Пиво для Мертвых - страница 13
Ты любишь и ненавидишь, балансируя на грани яви и сна, разума и безумия, падая вверх в лучах света Черной Луны.
Мягкий, но настойчивый шепот ее отключает все мысли, и открывает шлюзы, затем поток иформации затопляет мозг и, – бум: происходит перезагрузка, и новые программы загружаются в центральный процессор, строя новую перефирию внутри тебя, делая другим, смертельно непохожим того, кем ты был на самом деле.
Лилит, Лилит, моя Черная Луна>13, любовь моя и ненависть, жизнь моя и смерть моя. Зачем я повстречал тебя однажды, и превратил свою жизнь в кромешный ад доверия и подозрений, безумной страсти и жажды смерти?
Я давно находился дома и, сидя на подоконнике, бездумно глядел вниз на снующих торговцев, заполонивших кривые улочки Иерусалима. Вот прошли римские легионеры, ведущие перед собой закованных в цепи рабов, кричавшив что-то в толпу на арамейском языке, толпа колыхалась как вода, в ней возникали волны и водовороты, из которых в рабов летели кости и проклятья. Густой и желтый от пыли и жары воздух с трудом проходил в легкие, заполняя их до отказа черной тоской и горькими, как поцелуй смерти, предчувствиями.
Вдруг вдалеке в наступающих сумерках, когда благодатная прохлада, опускаясь на город, вытесняет грусть из сердца, на углу Пречистенки и Гоголевского бульвара я увидел твою тонкую, сотканную из радости фигуру, идущую к дому. Остановившиеся вмиг машины, пропустили тебя, и ты, перейдя улицу, посмотрела наверх и, увидев меня, радостно улыбнулась и вошла в подъезд.
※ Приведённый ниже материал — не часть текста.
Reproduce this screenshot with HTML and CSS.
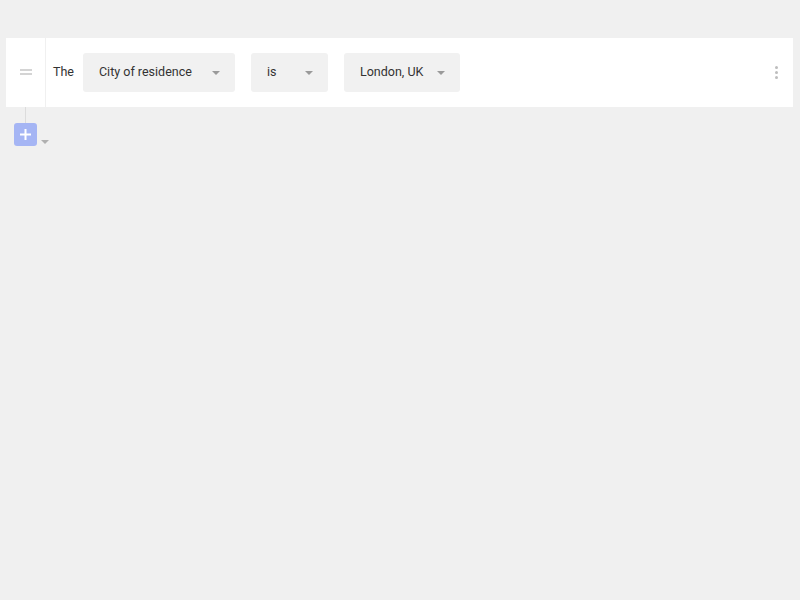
FILE: index.html
```html
<!DOCTYPE html>
<html lang="en">
<head>
    <meta charset="UTF-8">
    <title>Rule Builder</title>
    <link rel="stylesheet" href="styles.css">
</head>
<body>
    <div class="rule">
        <div class="handle"><span class="grip"></span></div>
        <div class="condition">
            <span class="word">The</span>
            <div class="select select-field">
                <span>City of residence</span>
                <span class="caret"></span>
            </div>
            <div class="select select-op">
                <span>is</span>
                <span class="caret"></span>
            </div>
            <div class="select select-value">
                <span>London, UK</span>
                <span class="caret"></span>
            </div>
        </div>
        <div class="more">
            <span></span><span></span><span></span>
        </div>
    </div>
    <div class="add-row">
        <div class="connector"></div>
        <div class="add-controls">
            <button class="add-button">
                <svg width="11" height="11" viewBox="0 0 11 11">
                    <path d="M5.5 0v11M0 5.5h11" stroke="#fff" stroke-width="2"/>
                </svg>
            </button>
            <span class="caret small"></span>
        </div>
    </div>
</body>
</html>
```

FILE: styles.css
```css
body {
    margin: 0;
    padding: 38px 7px 0 6px;
    background-color: #f0f0f0;
    font-family: Roboto, "Liberation Sans", sans-serif;
    font-size: 12.5px;
    color: #333;
}
.rule {
    display: flex;
    align-items: center;
    height: 69px;
    background-color: #fff;
}
.handle {
    align-self: stretch;
    width: 39px;
    border-right: 1px solid #f0f0f0;
    display: flex;
    align-items: center;
    justify-content: center;
}
.grip {
    width: 12px;
    height: 2px;
    margin-bottom: 1px;
    border-top: 2px solid #d4d4d4;
    border-bottom: 2px solid #d4d4d4;
}
.condition {
    display: flex;
    align-items: center;
    padding-left: 7px;
    flex: 1;
}
.word {
    margin-right: 9px;
    padding-bottom: 2px;
}
.select {
    display: flex;
    align-items: center;
    justify-content: space-between;
    height: 39px;
    padding: 0 15px 2px 16px;
    box-sizing: border-box;
    background-color: #f1f1f1;
    border-radius: 3px;
    margin-right: 16px;
}
.select-field {
    width: 152px;
}
.select-op {
    width: 77px;
}
.select-value {
    width: 116px;
}
.caret {
    width: 0;
    height: 0;
    margin-top: 2px;
    border-left: 4px solid transparent;
    border-right: 4px solid transparent;
    border-top: 4px solid #9a9a9a;
}
.more {
    display: flex;
    flex-direction: column;
    gap: 2px;
    margin-right: 15px;
}
.more span {
    width: 3px;
    height: 3px;
    border-radius: 50%;
    background-color: #bdbdbd;
}
.add-row {
    padding-left: 8px;
}
.connector {
    width: 1px;
    height: 16px;
    margin-left: 11px;
    background-color: #dcdcdc;
}
.add-controls {
    display: flex;
    align-items: flex-end;
}
.add-button {
    width: 23px;
    height: 23px;
    padding: 0;
    border: none;
    border-radius: 3px;
    background-color: #a5b5f4;
    display: flex;
    align-items: center;
    justify-content: center;
}
.caret.small {
    margin: 0 0 2px 4px;
    border-top-color: #b0b0b0;
}
```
Днем в маленьком парке больницы было многолюдно, в воскресенье родственники навещали пациентов. Честно говоря, и тех, и других трудно было отличить друг от друга, потому что они все болтали как заведенные о какой-то чепухе. Глаза их горели, и невысказанные мысли и чувства роились вокруг голов, как осы, жаля врачей и медсестер, которые падали замертво и тут же оживали, отряхиваясь, как бычки на пастбище, недоуменно смотря по сторонам.
Я сидел на лавочке под раскидистым дубом, и, глубоко вдыхая дым сигареты, думал о вечном, как навозная куча у колхозного коровника, вопросе: что делать дальше?
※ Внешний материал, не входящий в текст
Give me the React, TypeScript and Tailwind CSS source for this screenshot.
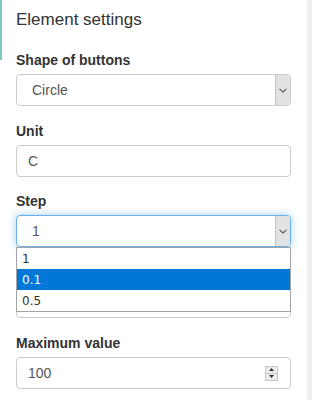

Оставаться в больнице и постигать таинство перерождения под руководством доктора дзен-буддиста, называемого мной доктор Менгеле>14 за страсть к проведению диких опытов над пациентами, или вульгарно дернуть через забор и затерятся в сомнениях больших городов, дабы самому отыскать решение непростого вопроса бытия в качестве вновь образовавшегося члена гражданского общества?
Видимо, укушенный моей нетленной мыслью доктор решил не искушать судьбу и, лихо отплясывая чарльстон, подошел ко мне, взял под локоток, под стройные крики медперсонала: «О МАНЕ ПАДМЕ ХУМ»>15, повлек меня в заветную палату, стены которой были обиты остатками пробковых шлемов великих путешественников, бормоча невнятные ругательства и призывы к соответсвию карме, которая, как известно, шутить не любит, и требует безусловного повиновения.
Водворенный в палату, и посаженный под замок, я немедленно вышел через стену в свою квартиру на бульваре ровно в тот сладостный момент, когда открылась входная дверь и Лилит, счастье и боль всей моей никчемной жизни, оказалась в моих объятьях.
Дрожь волной прокатилась по моему телу, я застыл, как фаллический символ древних греков, и, вскрикнув, весь погрузился в нее, свернувшись, словно тугая пружина, внутри ее благословленного тела.